The last question above links to the second issue (derecognition). The FASB could decide to derecognize an asset whenever the entity gives up control.  This approach is not followed in a number of FASB standards.  In particular, many standards seem to have a high hurdle for derecognition.  Consider the transfer of financial assets.  Retaining an option to repurchase transferred financial assets would often preclude derecognition.  But purchasing an option to acquire an asset would seldom be sufficient for initially recognizing the underlying as an asset.  This apparent conflict is often described as “history matters,” and it arises when the seller has continuing involvement with the asset being transferred.  What purposes are served by considering past ownership in deciding whether options, forwards, and similar contracts provide control of an asset?

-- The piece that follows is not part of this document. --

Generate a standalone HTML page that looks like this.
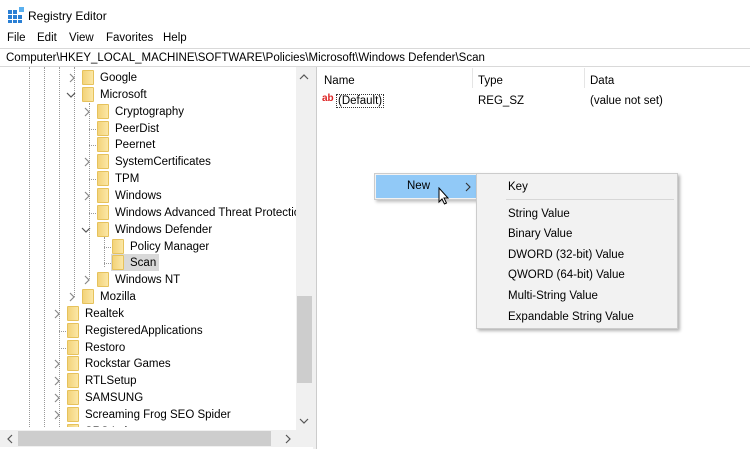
<!DOCTYPE html>
<html><head><style>
*{margin:0;padding:0;box-sizing:border-box}
body{width:750px;height:449px;overflow:hidden;background:#fff;font-family:"Liberation Sans",sans-serif;font-size:11.5px;color:#000;position:relative}
.a{position:absolute;white-space:nowrap}
.f{position:absolute;width:12px;height:15px;background:linear-gradient(90deg,#f3d37a,#fbe7a6);border:1px solid #e6c25c;border-radius:1px}
.ex{position:absolute}
.vl{position:absolute;border-left:1px dotted #999;width:0}
.hl{position:absolute;border-top:1px dotted #999;height:0}
.mi{position:absolute;left:508px}
</style></head><body>
<svg class="a" style="left:8px;top:7px" width="16" height="16"><rect x="0" y="3" width="4" height="4" fill="#2a7fd4"/><rect x="5" y="3" width="4" height="4" fill="#2a7fd4"/><rect x="0" y="8" width="4" height="4" fill="#2a7fd4"/><rect x="5" y="8" width="4" height="4" fill="#2a7fd4"/><rect x="10" y="8" width="4" height="4" fill="#2a7fd4"/><rect x="0" y="13" width="4" height="3" fill="#2a7fd4"/><rect x="5" y="13" width="4" height="3" fill="#2a7fd4"/><rect x="10" y="13" width="4" height="3" fill="#2a7fd4"/><rect x="11" y="0" width="5" height="5" fill="#5ab0ef"/></svg>
<div class="a" style="left:28px;top:9px;font-size:12px">Registry Editor</div>
<div class="a" style="left:7px;top:32px">File</div>
<div class="a" style="left:37px;top:32px">Edit</div>
<div class="a" style="left:69px;top:32px">View</div>
<div class="a" style="left:106px;top:32px">Favorites</div>
<div class="a" style="left:163px;top:32px">Help</div>
<div class="a" style="left:0;top:48px;width:750px;height:19px;border:1px solid #d9d9d9;border-left:none;border-right:none"></div>
<div class="a" style="left:6px;top:52px">Computer\HKEY_LOCAL_MACHINE\SOFTWARE\Policies\Microsoft\Windows Defender\Scan</div>
<div class="a" style="left:0;top:67px;width:313px;height:382px;border-right:1px solid #ccc;overflow:hidden">
<div class="vl" style="left:29px;top:0;height:380px"></div>
<div class="vl" style="left:44px;top:0;height:380px"></div>
<div class="vl" style="left:59px;top:0;height:362px"></div>
<div class="vl" style="left:74px;top:0;height:230px"></div>
<div class="vl" style="left:89px;top:36px;height:176px"></div>
<div class="vl" style="left:104px;top:170px;height:30px"></div>
</div>
<div id="tree"></div>
<script>
var r=[[1,'>','Google'],[1,'v','Microsoft'],[2,'>','Cryptography'],[2,'','PeerDist'],[2,'','Peernet'],[2,'>','SystemCertificates'],[2,'','TPM'],[2,'>','Windows'],[2,'','Windows Advanced Threat Protectio'],[2,'v','Windows Defender'],[3,'','Policy Manager'],[3,'','Scan'],[2,'>','Windows NT'],[1,'>','Mozilla'],[0,'>','Realtek'],[0,'','RegisteredApplications'],[0,'','Restoro'],[0,'>','Rockstar Games'],[0,'>','RTLSetup'],[0,'>','SAMSUNG'],[0,'>','Screaming Frog SEO Spider'],[0,'>','SRS Labs']];
var h='';
r.forEach(function(e,i){var y=70+i*16.85,x=67+e[0]*15;
if(e[1]=='>')h+='<svg class="ex" style="left:'+(x-15)+'px;top:'+(y+3)+'px" width="10" height="10"><path d="M3 1 L7 5 L3 9" fill="none" stroke="#888" stroke-width="1.2"/></svg>';
else if(e[1]=='v')h+='<svg class="ex" style="left:'+(x-16)+'px;top:'+(y+3)+'px" width="10" height="10"><path d="M1 3 L5 7 L9 3" fill="none" stroke="#555" stroke-width="1.2"/></svg>';
else h+='<div class="hl" style="left:'+(x-8)+'px;top:'+(y+8)+'px;width:7px"></div>';
if(e[2]=='Scan')h+='<div class="a" style="left:'+(x-1)+'px;top:'+(y-1)+'px;width:48px;height:17px;background:#d9d9d9"></div>';
h+='<div class="f" style="left:'+x+'px;top:'+y+'px"></div><div class="a" style="left:'+(x+18)+'px;top:'+(y+2)+'px">'+e[2]+'</div>';});
document.getElementById('tree').innerHTML=h;
</script>
<div class="a" style="left:0;top:427px;width:313px;height:22px;background:#fff"></div>
<div class="a" style="left:296px;top:67px;width:17px;height:363px;background:#f0f0f0"></div>
<div class="a" style="left:297px;top:296px;width:15px;height:87px;background:#cdcdcd"></div>
<svg class="a" style="left:299px;top:73px" width="10" height="8"><path d="M1 6 L5 2 L9 6" fill="none" stroke="#555" stroke-width="1.2"/></svg>
<svg class="a" style="left:299px;top:417px" width="10" height="8"><path d="M1 2 L5 6 L9 2" fill="none" stroke="#555" stroke-width="1.2"/></svg>
<div class="a" style="left:0;top:430px;width:313px;height:17px;background:#f0f0f0"></div>
<div class="a" style="left:18px;top:431px;width:253px;height:15px;background:#cdcdcd"></div>
<svg class="a" style="left:6px;top:434px" width="8" height="10"><path d="M6 1 L2 5 L6 9" fill="none" stroke="#555" stroke-width="1.2"/></svg>
<svg class="a" style="left:284px;top:434px" width="8" height="10"><path d="M2 1 L6 5 L2 9" fill="none" stroke="#555" stroke-width="1.2"/></svg>
<div class="a" style="left:313px;top:67px;width:4px;height:382px;background:#f0f0f0;border-right:1px solid #ccc"></div>
<div class="a" style="left:324px;top:75px">Name</div>
<div class="a" style="left:472px;top:68px;height:20px;border-left:1px solid #e5e5e5"></div>
<div class="a" style="left:478px;top:75px">Type</div>
<div class="a" style="left:584px;top:68px;height:20px;border-left:1px solid #e5e5e5"></div>
<div class="a" style="left:590px;top:75px">Data</div>
<div class="a" style="left:322px;top:93px;font-size:10px;font-weight:bold;color:#d22;">ab</div>
<div class="a" style="left:336px;top:94px;padding:0 1px;border:1px dotted #333">(Default)</div>
<div class="a" style="left:478px;top:95px">REG_SZ</div>
<div class="a" style="left:590px;top:95px">(value not set)</div>
<div class="a" style="left:374px;top:173px;width:104px;height:27px;background:#f2f2f2;border:1px solid #ccc;box-shadow:2px 2px 3px rgba(0,0,0,.25)"></div>
<div class="a" style="left:376px;top:175px;width:100px;height:23px;background:#91c9f7"></div>
<div class="a" style="left:407px;top:180px">New</div>
<svg class="a" style="left:464px;top:182px" width="8" height="10"><path d="M2 1 L6 5 L2 9" fill="none" stroke="#333" stroke-width="1.1"/></svg>
<div class="a" style="left:476px;top:173px;width:202px;height:156px;background:#f2f2f2;border:1px solid #ccc;box-shadow:2px 2px 3px rgba(0,0,0,.3)"></div>
<div class="a" style="left:506px;top:199px;width:168px;border-top:1px solid #d7d7d7"></div>
<div class="mi" style="top:181px">Key</div>
<div class="mi" style="top:208px">String Value</div>
<div class="mi" style="top:228px">Binary Value</div>
<div class="mi" style="top:249px">DWORD (32-bit) Value</div>
<div class="mi" style="top:269px">QWORD (64-bit) Value</div>
<div class="mi" style="top:290px">Multi-String Value</div>
<div class="mi" style="top:311px">Expandable String Value</div>
<svg class="a" style="left:438px;top:187px" width="12" height="19"><path d="M1 1 L1 15 L4 12 L6.5 17 L8.5 16 L6 11 L10 11 Z" fill="#fff" stroke="#000" stroke-width="1"/></svg>
</body></html>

In regard to derecognizing financial assets, bloggers might be interested in “Should Repurchase Transactions be Accounted for as Sales or Loans?” by Chircop, Kiosse, and Peasnell in the December 2012 Accounting Horizons.  It looks at the legal structure of repo transactions like those at Lehman Brothers and concludes that secured borrowing accounting does not align well with the economics of the transaction.

If we have time, some related issues might arise:

  • In some cases, the derecognition of an asset occurs simultaneously with recognition of revenue.  Is giving up control of inventory sufficient for revenue recognition?  Can we have cases where an entity no longer controls the inventory but also does qualify for revenue recognition?  If so, are we using different notions of control in defining assets versus recognizing revenue?  Or is the delayed revenue recognition due to some issue other than control?
  • Instead of using control in determining asset recognition and derecognition, we could use a risks and rewards approach.  If the entity has the risks and rewards of an asset, then the entity recognizes the asset.  Do we get substantially different looking balance sheets if we apply a control approach versus a risks and rewards approach?  How should risks and rewards enter into the recognition/derecognition decisions, if at all.

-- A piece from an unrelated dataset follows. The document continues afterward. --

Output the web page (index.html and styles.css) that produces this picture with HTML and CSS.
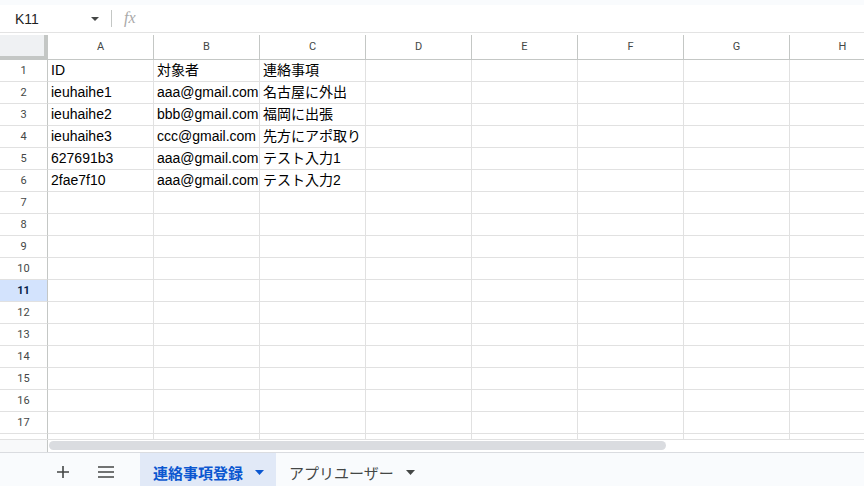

These issues are quite interesting and difficult.  I used some of these examples in my Masters Accounting class last fall, and we had some great discussions. In keeping with the mission of FASRI, if you know of any past academic research on these topics, please feel free to mention them during the roundtable or respond to this post.  If you are currently pursuing these topics, please share your findings once the paper is complete.